Tory Conference proved Hurd is the only minister listening

There wasn’t much good news for charities at the Conservative Party conference. They weren’t high on the agenda, that’s for sure – even at the fringe they were a fringe, so to speak.

And as far as the sector was concerned, it seemed a pretty policy-free zone. There was certainly no evidence of a new Tory strategy for the sector – new policies to boost charities and grow giving. The big society was noticeable by its utter absence, and just about the only MP at any charity event was the charities minister, Nick Hurd.

Hurd, mind you, was at almost everything, but he didn’t seem happy about it: he made his way around the conference as if he had the weight of the world on his shoulders.

Of course, you have to wonder if I’m reading too much into that. Hurd may just have been knackered, or he might have been out late on the sauce.

Hurd is an interesting case. Charities should probably count themselves lucky to have perhaps the most knowledgeable and supportive minister the sector has ever had. He’s eloquent, persuasive, and clearly really cares.

But it’s equally clear he doesn’t have everything his own way. At a meeting of the Social Economy Alliance, he spoke with unusual frankness about his frustration with his own government and his irritation at the policy environment he is forced to work in.

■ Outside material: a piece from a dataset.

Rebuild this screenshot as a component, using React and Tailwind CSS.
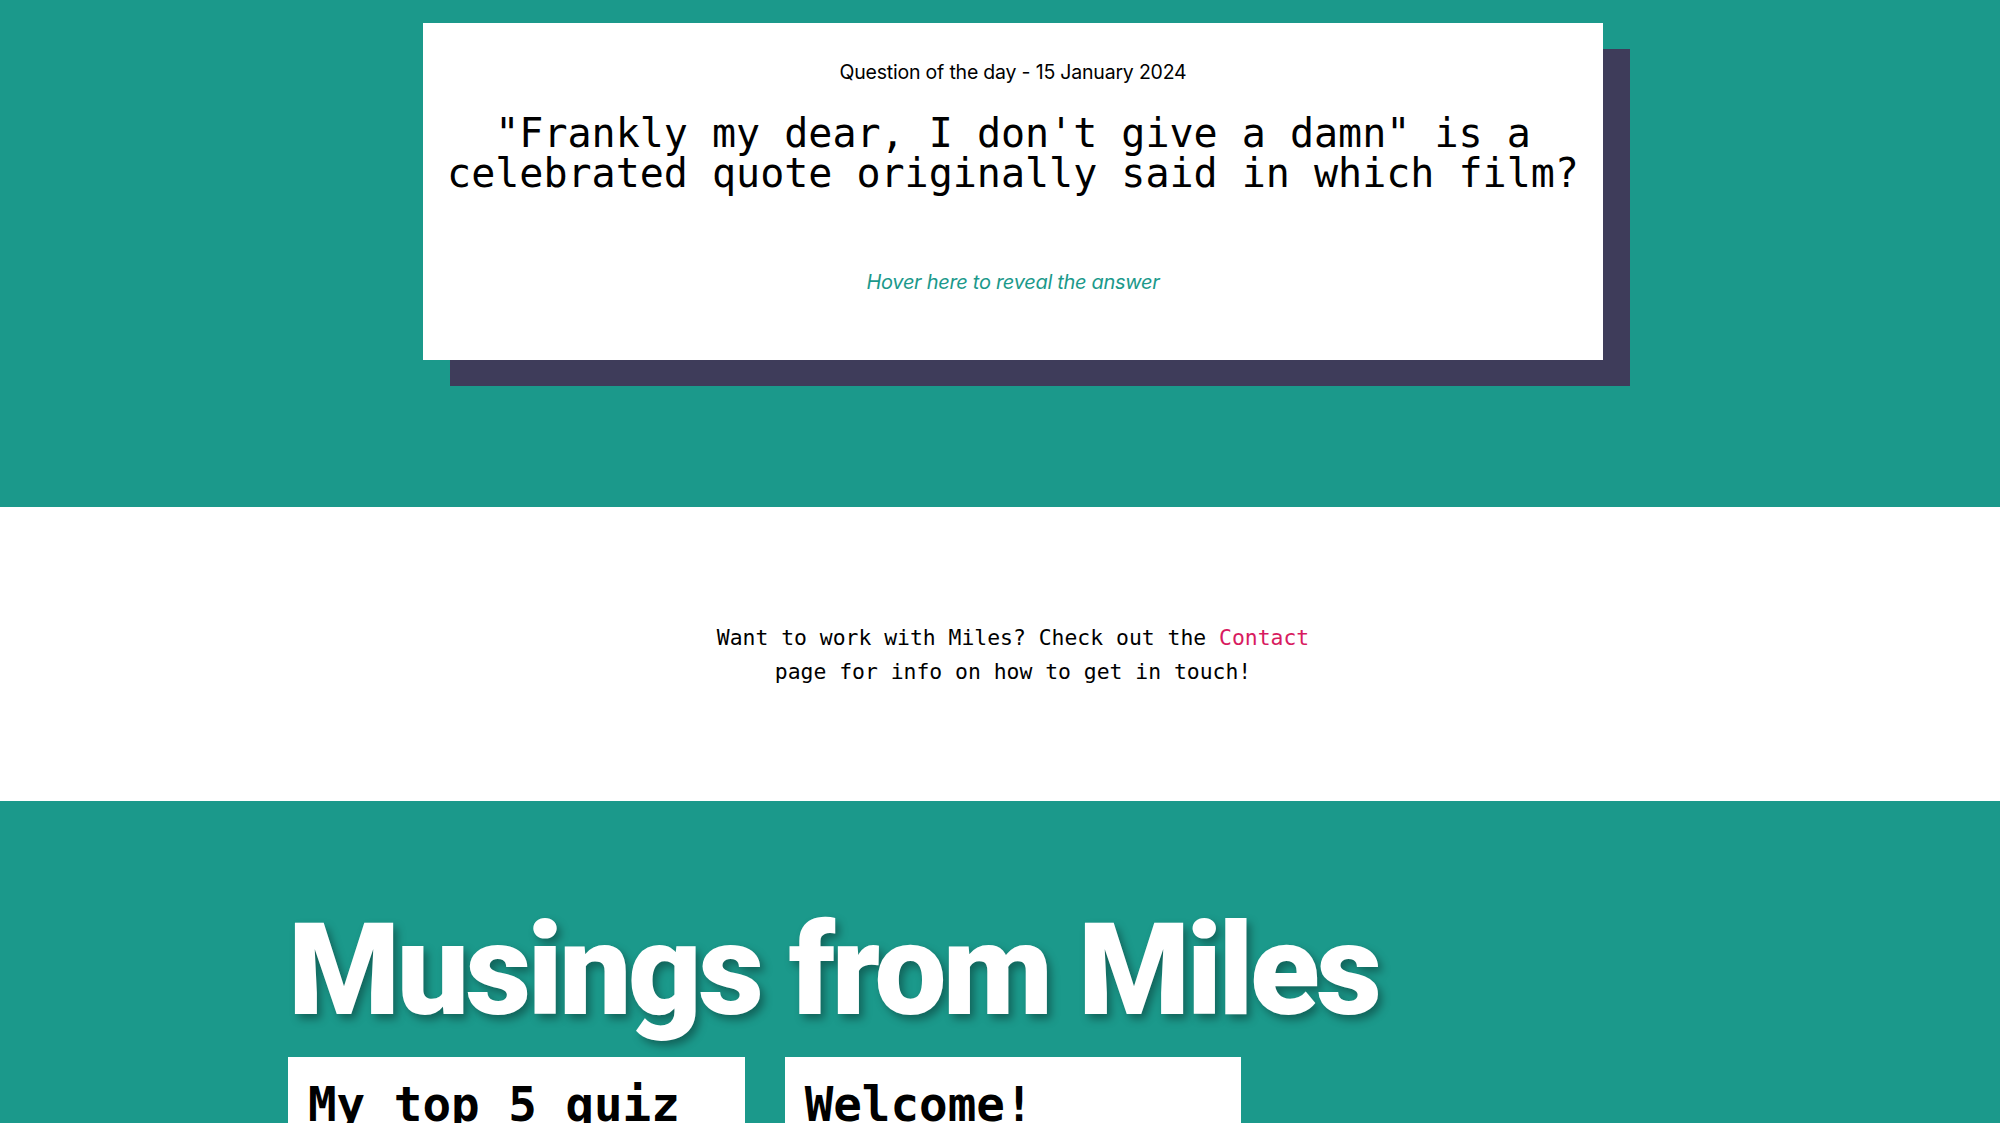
import React from "react";

const mono = "font-['DejaVu_Sans_Mono','Liberation_Mono',monospace]";
const sans = "font-['Inter','Noto_Sans',sans-serif]";

function QuestionCard() {
  return (
    <div className="w-[1180px] h-[337px] bg-white shadow-[27px_26px_0_#3e3c5a] pt-[35px] text-center">
      <p className={`${sans} text-[19.5px] leading-[28px] text-black tracking-[-0.2px]`}>
        Question of the day - 15 January 2024
      </p>
      <h2 className={`${mono} mt-[27px] px-[22px] text-[40px] leading-[40px] text-black font-normal`}>
        "Frankly my dear, I don't give a damn" is a celebrated quote originally said in which film?
      </h2>
      <p className={`${sans} mt-[75px] text-[20px] leading-[28px] italic text-[#1b998b] tracking-[-0.3px] cursor-pointer`}>
        Hover here to reveal the answer
      </p>
    </div>
  );
}

function PostCard({ title }) {
  return (
    <div className="bg-white min-h-[300px] px-[20px] pt-[19px]">
      <h3 className={`${mono} font-semibold text-[47.5px] leading-[57px] text-black`}>{title}</h3>
    </div>
  );
}

export default function App() {
  return (
    <div className="min-h-screen bg-[#1b998b]">
      {/* question of the day */}
      <section className="bg-[#1b998b] h-[507px] pt-[23px] pl-[26px] flex justify-center">
        <QuestionCard />
      </section>

      {/* contact strip */}
      <section className="bg-white h-[294px] pt-[114px] pl-[26px] flex justify-center">
        <p className={`${mono} w-[620px] text-center text-[21.4px] leading-[34px] text-black`}>
          Want to work with Miles? Check out the{" "}
          <a href="#" className="text-[#d81b60]">Contact</a> page for info on how to get in touch!
        </p>
      </section>

      {/* blog */}
      <section className="bg-[#1b998b] pt-[105px] pb-10 pl-[26px] flex justify-center">
        <div className="w-[1450px]">
          <h1 className="font-['Roboto',sans-serif] font-black text-white text-[128px] leading-[128px] tracking-[-3.5px] [text-shadow:4px_5px_8px_rgba(0,0,0,0.35)]">
            Musings from Miles
          </h1>
          <div className="mt-[23px] grid grid-cols-3 gap-[40px]">
            <PostCard title="My top 5 quiz questions" />
            <PostCard title="Welcome!" />
          </div>
        </div>
      </section>
    </div>
  );
}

It looked as if Hurd had gone native, and was now as loyal to the sector as to his party. He clearly believes in the social enterprise and charity movement and he seems to have the support of his Prime Minister. But on the recent evidence, it’s clear he’s got an uphill slog to get the message out to his key constituencies.

The party faithful and the right wing seem to have a “Lady Bountiful” attitude to charities. They support them, but as a means for the rich to dispense alms to the deserving poor, and they dislike the realities involved – administration costs, chief executive pay, campaigning rules – which interfere with the simple system they want to exist.

His fellow ministers are pragmatic and hard-headed, and they often start from an ideological standpoint that has little time for the problems of charitable beneficiaries.

Civil servants, meanwhile, like to do things the way they’ve always done, with huge, gold-plated, risk-averse contracts. (Although, as Hurd pointed out, the risk they’re averting is not the risk to the end user that it won’t work, or the Treasury that it will waste money, but the risk to the minister that he will look silly.)

Hurd, with only the rump of a once-considerable budget in the Office of Civil Society, is limited in the levers he can pull and the power he can exert.

From the evidence of the conference, charities had better keep talking to him, because he is the only one really listening.